Junior lawyers' future will now be determined by where they train, because the SQE is not up to scratch and the only value will come from the training and credibility offered by the firms. Those who train at sub-par firms will be permanently blocked out from high-end City and commercial law.

What is so perversely tragic is that working class and BAME candidates who are less likely to have access to decent careers advice will be more likely to cluelessly believe the hype that ‘all solicitors are equal’, and that SQE1/2 will put them on the same playing field as US NQs earning £150k. The lack of realistic careers advice is one of main reasons for different levels of achievement now: non-academic middle class children are sensibly deterred from going into law, whereas similarly [un]qualified minority candidates are misled. Sorry kids, the SRA has lied to you, because (a) it was fooled itself by a charlatan who is now seeking to exploit the disaster he’s created himself by becoming a ‘consultant’; and (b) it lacks the courage to admit that it made a mistake. Well done entrenching privilege, and damaging social mobility further, SRA. What a mess.

The SRA’s lobotomised pursuit of the SQE is an immense discredit to it, and it suggests a regulator which is either too incompetent to realise its failure or too arrogant to admit it. This was entirely avoidable. The SRA had correctly recognised that law school quality is highly variable, and that this should be addressed. There was a very simple alternative to the SQE, though: centrally-set and assessed LPC exams. This didn't satisfy the SRA's 'social justice/all must have prizes' political agenda though, so SQE is the result.

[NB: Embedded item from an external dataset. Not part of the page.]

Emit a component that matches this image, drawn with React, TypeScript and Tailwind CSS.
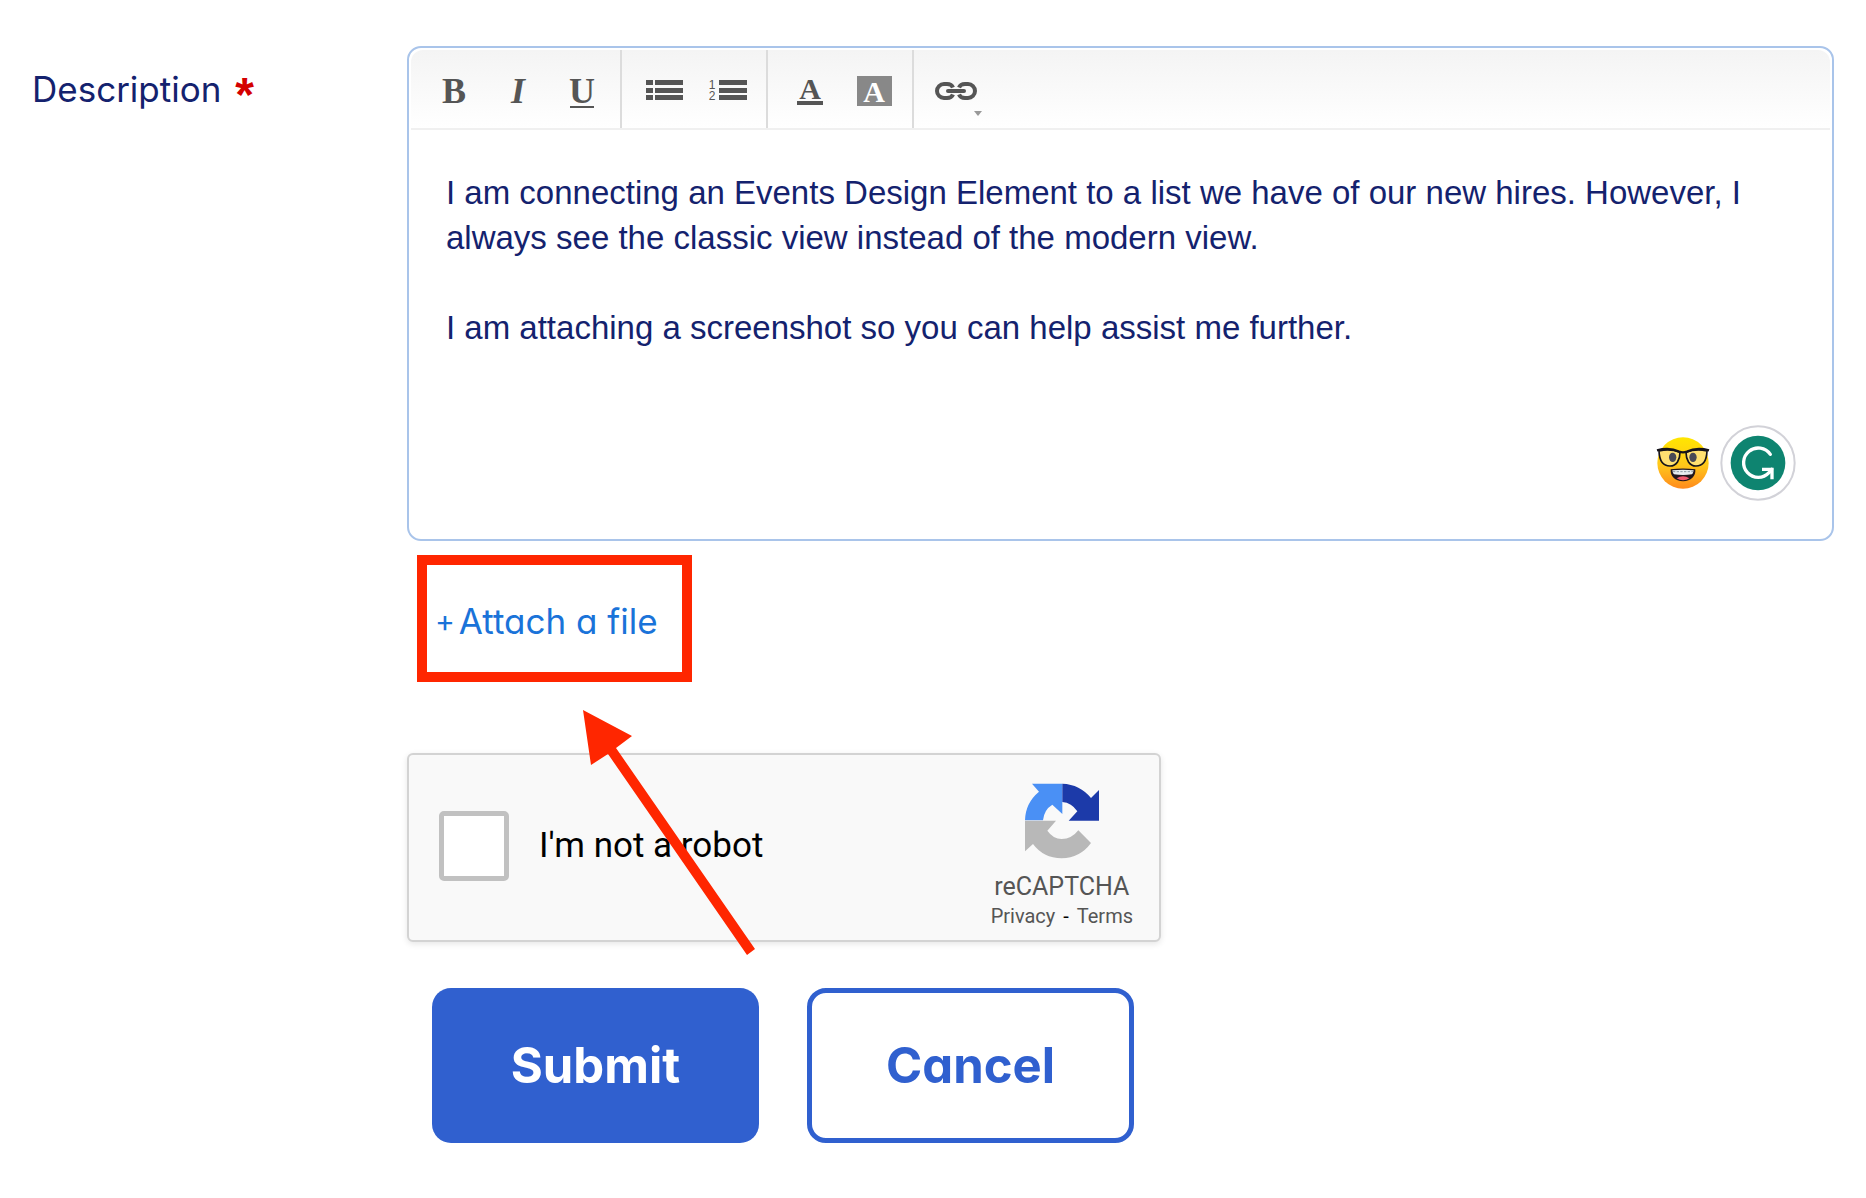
import type { ReactNode } from "react"

const message = `I am connecting an Events Design Element to a list we have of our new hires. However, I always see the classic view instead of the modern view.

I am attaching a screenshot so you can help assist me further.`

function ToolGroup({ children }: { children: ReactNode }) {
  return (
    <div className="flex border-r-2 border-[#dcdcdc] pr-1.5 pl-2.5 last:border-r-0">
      {children}
    </div>
  )
}

function ToolButton({ label, children }: { label: string; children: ReactNode }) {
  return (
    <button
      type="button"
      aria-label={label}
      className="relative flex h-[78px] w-16 items-center justify-center pt-[3px] font-['Liberation_Serif',serif] text-4xl leading-[40px] font-bold text-[#555]"
    >
      {children}
    </button>
  )
}

function Toolbar() {
  return (
    <div className="mx-0.5 mt-0.5 flex rounded-t-xl border-b-2 border-[#f0f0f0] bg-linear-to-b from-[#f4f4f4] to-white pl-px">
      <ToolGroup>
        <ToolButton label="Bold">B</ToolButton>
        <ToolButton label="Italic">
          <span className="italic">I</span>
        </ToolButton>
        <ToolButton label="Underline">
          <span>U</span>
          <svg className="absolute bottom-5" width="24" height="2">
            <rect width="24" height="2" fill="#555" />
          </svg>
        </ToolButton>
      </ToolGroup>
      <ToolGroup>
        <ToolButton label="Bulleted list">
          <svg width="37" height="21" fill="#555">
            <path d="M0 0h7v5H0zM9 0h28v5H9zM0 8h7v5H0zM9 8h28v5H9zM0 15h7v5H0zM9 15h28v5H9z" />
          </svg>
        </ToolButton>
        <ToolButton label="Numbered list">
          <span className="flex items-center gap-1">
            <span className="font-['Liberation_Sans',sans-serif] text-xs leading-[11px] font-normal">
              1<br />2
            </span>
            <svg width="28" height="21" fill="#555">
              <path d="M0 0h28v5H0zM0 8h28v5H0zM0 15h28v5H0z" />
            </svg>
          </span>
        </ToolButton>
      </ToolGroup>
      <ToolGroup>
        <ToolButton label="Text color">
          <span className="border-b-4 border-[#555] px-0.5 text-[30px] leading-[24px]">A</span>
        </ToolButton>
        <ToolButton label="Background color">
          <span className="h-[30px] w-[35px] bg-[#888] text-[30px] leading-[32px] text-white">A</span>
        </ToolButton>
      </ToolGroup>
      <ToolGroup>
        <ToolButton label="Link">
          <svg width="42" height="18" viewBox="0 0 42 18" fill="none" stroke="#555" strokeWidth="4">
            <path d="M18 5.500C17 3 15 2 12 2H9a7 7 0 0 0 0 14h3c3 0 5-1 6-3.500" />
            <path d="M24 5.500C25 3 27 2 30 2h3a7 7 0 0 1 0 14h-3c-3 0-5-1-6-3.500" />
            <path d="M13 9h16" strokeLinecap="round" />
          </svg>
          <svg className="absolute right-1.5 bottom-3" width="8" height="5" fill="#999">
            <path d="M0 0h8L4 5z" />
          </svg>
        </ToolButton>
      </ToolGroup>
    </div>
  )
}

function NerdFace() {
  return (
    <svg width="54" height="54" viewBox="107 107 162 162" aria-hidden="true">
      <defs>
        <linearGradient id="face" x1="0" y1="0" x2="0" y2="1">
          <stop offset="0" stopColor="#ffe600" />
          <stop offset="0.550" stopColor="#ffc61a" />
          <stop offset="1" stopColor="#ff8a1c" />
        </linearGradient>
      </defs>
      <circle cx="188" cy="188" r="77" fill="url(#face)" />
      <path d="M117 152q34-8 62 4c1 22-10 42-30 42-22 0-31-20-32-46z" fill="#ffe070" />
      <path d="M259 152q-34-8-62 4c-1 22 10 42 30 42 22 0 31-20 32-46z" fill="#ffe070" />
      <ellipse cx="157" cy="171" rx="11" ry="14" fill="#4a4a55" />
      <ellipse cx="218" cy="171" rx="11" ry="14" fill="#4a4a55" />
      <g fill="none" stroke="#15131a" strokeWidth="5">
        <path d="M116 152q34-8 63 4c0 22-10 41-30 41-22 0-32-19-33-45z" />
        <path d="M260 152q-34-8-63 4c0 22 10 41 30 41 22 0 32-19 33-45z" />
        <path d="M110 150q38-10 66 4 12 4 24 0 28-14 66-4" strokeWidth="7" />
      </g>
      <path d="M151 207q37-5 74 0c2 20-13 36-37 36s-39-16-37-36z" fill="#23171c" />
      <path d="M156 210q32-4 64 0-1 8-5 12-27 4-54 0-4-4-5-12z" fill="#e9eef0" />
      <path d="M158 214h60" stroke="#8b9aa3" strokeWidth="3" strokeDasharray="7 4" />
      <path d="M169 234q19-12 38 0-8 6-19 6t-19-6z" fill="#f0596f" />
    </svg>
  )
}

function GrammarlyBadge() {
  return (
    <svg width="76" height="76" viewBox="298 73 228 228" aria-hidden="true">
      <circle cx="412" cy="187" r="110" fill="#fff" stroke="#d2d2d8" strokeWidth="6" />
      <circle cx="412" cy="187" r="82" fill="#0e8470" />
      <g fill="none" stroke="#fff" strokeWidth="10">
        <path d="M449 161A44 44 0 1 0 445 216L453 206" strokeLinecap="round" />
        <path d="M424 206h30v30" />
      </g>
    </svg>
  )
}

function RecaptchaLogo() {
  return (
    <svg width="74" height="76" viewBox="195 125 222 228" aria-hidden="true">
      <path
        d="M195 237Q196 185 237 151L216 127H307V218L277 190Q252 205 249 237Z"
        fill="#4a90f5"
      />
      <path
        d="M307 127Q360 129 393 170L417 146V238H326L352 210Q335 184 307 182Z"
        fill="#1c3aa9"
      />
      <path
        d="M195 238H288L262 268Q280 293 305 293Q335 293 355 267L393 305Q360 350 305 351Q250 350 219 308L195 330Z"
        fill="#b8b8b8"
      />
    </svg>
  )
}

function Recaptcha() {
  return (
    <div className="flex h-[189px] w-[754px] items-center rounded-md border-2 border-[#d3d3d3] bg-[#f9f9f9] pr-[26px] pb-1 pl-[30px] font-[Roboto,sans-serif] shadow-[0_2px_6px_rgba(0,0,0,0.10)]">
      <input
        id="robot"
        type="checkbox"
        className="size-[70px] appearance-none rounded-[5px] border-5 border-[#c1c1c1] bg-white"
      />
      <label htmlFor="robot" className="ml-[30px] text-[35px] leading-[42px] text-black">
        I'm not a robot
      </label>
      <div className="ml-auto flex flex-col items-center self-start pt-7 text-[#555]">
        <RecaptchaLogo />
        <div className="mt-3 text-[25px] leading-[32px]">reCAPTCHA</div>
        <div className="flex gap-2 text-[20px] leading-[26px]">
          <a href="#privacy">Privacy</a>
          <span className="text-black">-</span>
          <a href="#terms">Terms</a>
        </div>
      </div>
    </div>
  )
}

export default function App() {
  return (
    <form className="grid grid-cols-[407px_minmax(0,1fr)] bg-white pt-[46px] pr-8 pb-14 font-[Inter,sans-serif] [font-feature-settings:'cv11']">
      <label
        htmlFor="description"
        className="flex gap-3.5 pt-[21px] pl-8 text-[35px] leading-[44px] text-[#14226e]"
      >
        Description
        <span className="pt-1 font-['Liberation_Sans',sans-serif] text-5xl font-bold text-[#d40000]">*</span>
      </label>

      <div>
        {/* Editor */}
        <div className="relative rounded-[14px] border-2 border-[#a9c4ea]">
          <Toolbar />
          <textarea
            id="description"
            defaultValue={message}
            className="block h-[409px] w-full resize-none bg-transparent px-[37px] pt-10 font-['Liberation_Sans',sans-serif] text-[33px] leading-[45px] text-[#14226e] outline-none"
          />
          <div className="absolute right-9 bottom-[38px] flex items-center gap-2.5">
            <NerdFace />
            <GrammarlyBadge />
          </div>
        </div>

        {/* Attachment */}
        <div className="mt-3.5 ml-2.5 flex h-[127px] w-[275px] items-center border-10 border-[#ff2600] pt-1 pl-2">
          <button type="button" className="flex items-center gap-1 text-[35px] leading-[44px] text-[#1a73d9]">
            <span className="text-[30px]">+</span>
            Attach a file
          </button>
        </div>

        <div className="relative mt-[71px]">
          <Recaptcha />
          <svg
            className="pointer-events-none absolute -top-[43px] left-[176px]"
            width="172"
            height="245"
            viewBox="583 709 172 245"
            fill="#ff2600"
            aria-hidden="true"
          >
            <path d="M583 709L632 735L616 747L755 948L747 954L608 753L591 764Z" />
          </svg>
        </div>

        {/* Actions */}
        <div className="mt-[46px] ml-[25px] flex gap-12 text-[49px] leading-[60px] font-bold">
          <button type="submit" className="h-[155px] w-[327px] rounded-[19px] bg-[#3060cf] text-white">
            Submit
          </button>
          <button
            type="button"
            className="h-[155px] w-[327px] rounded-[19px] border-5 border-[#3060cf] bg-white text-[#3060cf]"
          >
            Cancel
          </button>
        </div>
      </div>
    </form>
  )
}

curious boy 02 November 20 02:54

Although GDL has been replaced, institutions like BPP still require a non-law student to have completed newly designed course PGDL before taking SQE preparation classes. And all the city law firms have assigned BPP law school to school their upcoming trainees for the SQE exam. Does it make any real difference for non-law students in terms of the time? They will still have to spend almost 2 years on exams/courses (1 year on PGDL and 1 year on SQE preparation course) before they will be able to commence their training contract. 

Anonymous 02 November 20 12:11

Is there actually a problem with BAME under-representation? I come across people of those ethnicities every working day, in fact I would say that at the coal face they probably represent a higher proportion of solicitors than in the general population.

Of course when you look at the profession as a whole, which still (just) includes people who qualified in the 70s, BAME is probably under-represented but I doubt that that is the case for those who have qualified in the last five years.

Anonymous 02 November 20 14:39

"Coal Face"?!

You can't call people that anymore @12:11. This is 2020 not whatever unenlightened dark age you crawled out of.